GitHub and then some


Photo CC-BY-SA Nick Quaranto on Flickr

It's a good time to be open source. Everyone is talking about GitHub:


Git beyond software

Surprisingly, I think the TED talk and the New York Times article did the best job of discussing how GitHub might work beyond computer code. The laws of Germany and Utah are on GitHub, but these are run by volunteers, and the commits are not an official track of changes made by legislators. I thought that the New York legislature had this worked out, but it appears what they released was only the bill tracker for the state senate.

I do a lot of work with maps, so I was excited to see OpenGeo working on what's essentially git for maps. We need this because when I change my location from 7.135, 171.192 to 37.775, -122.414, GitHub just sees one line erased and another added. It doesn't represent the change as a point and its movement across the globe. OpenGeo's work goes beyond this, but it's a fair example of something simple that a community needs yet GitHub is unlikely to develop on their own.


How GitHub represents changes to an image... what about maps?

I don't know other fields as well, but it's possible your work includes changes that you would want represented. And GitHub is unlikely to understand them on their own.

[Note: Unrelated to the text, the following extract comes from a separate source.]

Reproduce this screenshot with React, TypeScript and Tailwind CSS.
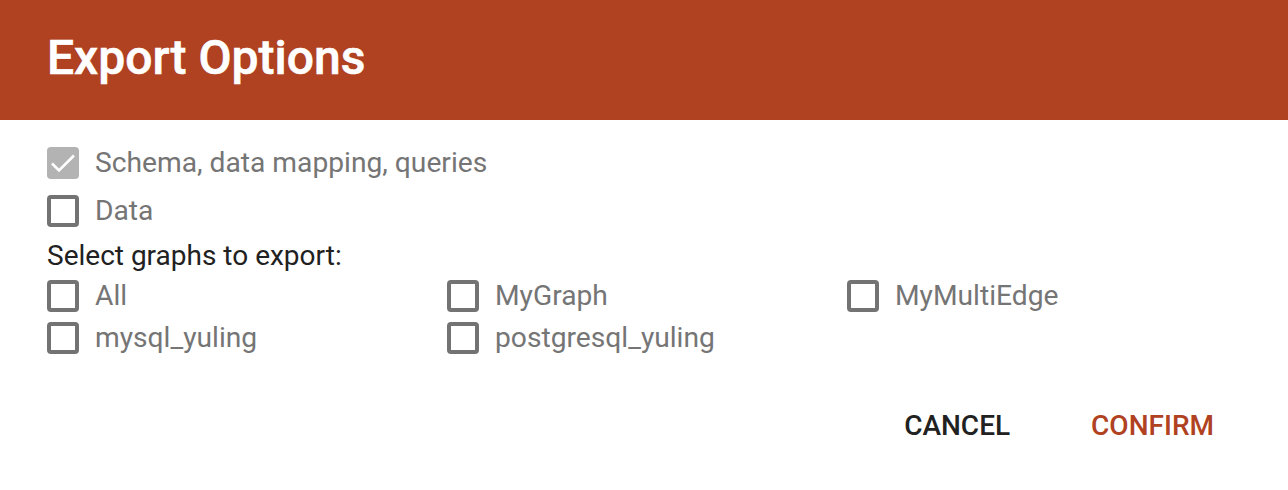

Octocat Cookie Cutter CC-BY-NC-SA Thomas Amberg on Flickr

GitHub and data

When the City of Chicago released several datasets on their GitHub account, the open government community rejoiced. It gets an excited mention in the Wired and O'Reilly Radar articles published this week.

Although this data was already available on the city's open data portal, this release comes with several significant changes: examples of R, Python, and Ruby code that works with the data; encouragement to fork and improve on the data; a more open MIT license. Yet the Hacker News thread has a debate with comments like:

"Github is ridiculously unsuited for one-time publication of blobs. Seriously." - sokrates
"Merging user contributions comes with a number of problems. It'll be interesting to know how they'll manage it. Or, they won't, and this is entirely token...
I'm also dubious that GitHub is the right way to release data. There are a huge number of people interested in civic data, and GitHub is probably one of the least accessible ways for 99.9% of people to get it." - Hamish Campbell

There are already 11 forks of Chicago's building data, none with new commits, but it's a matter of time until someone gets sufficiently organized to add a new building or remove a recently-demolished building. He or she copies all 130MB of Chicago's buildings to a repo, unzips /data/Buildings.zip, makes the change, zips it up again, and submits a pull request. The city needs to open up the zip to see what's there. How do they - and how do we - view, verify, and track changes? What level of detail is required? Does the contributor pick the next available number as the ID for the building, or does Chicago need to add it to their internal database to assign an ID? In practicality this repo may move forward independently, itself a fork of Chicago's internal data. Meanwhile OpenStreetMap will import this data and make their own changes.

Of the two (GitHub and OpenStreetMap) I believe OpenStreetMap will have a more open, accessible, and visual edit process. That's where I published Macon's open data during my Code for America fellowship, and where it continues to grow today. There's a risk in OpenStreetMap because anyone can edit it, unlike GitHub where changes go through a gatekeeper to become part of the official master branch. But honestly does the government need to maintain control of how the community builds up their data? I think it may prove too slow and cautious to keep up. As long as there's an official dataset somewhere, it'd be better to let the community take over modifying the data, and cities can pick and choose from what the community has to offer.



PHP community visualization CC-BY franckcuny on Flickr

Centralization has consequences

Another risk to GitHub for everything: we all want our work to be in the big GitHub network, but when it's blocked in China or disabled by a DDoS attack, the whole system shuts down. Hacker News discussion tends to revolve around why this is happening or how GitHub might prevent it. But if I want a project to be available globally and free from crossfire from anti-GitHub hackers, isn't there a benefit to hosting a custom git site, using Gitorious or Redmine?



Felt Octocat CC-BY-SA Yuko Honda on Flickr

GitHub plus

Over the next several years, I believe GitHub and OpenGeo's git for maps will be two of many competing systems for open-sourcing software and data. Ideally they will be cross-compatible, so I could edit a map visually and users of plain git will be able to accept the changes line by line. But there's no guarantee for that.

It's also possible that GitHub will consider an API for industries to represent their changes to 3D models, audio and video files, cartography, networks... something like Twitter's media pop-ups. This wouldn't solve the problem of centralization, and it might lead to nasty disputes (like Instagram's retraction of photo embedding on Twitter), but I think it's the only way we'll see true global use of GitHub.



- Nick Doiron - March 10, 2013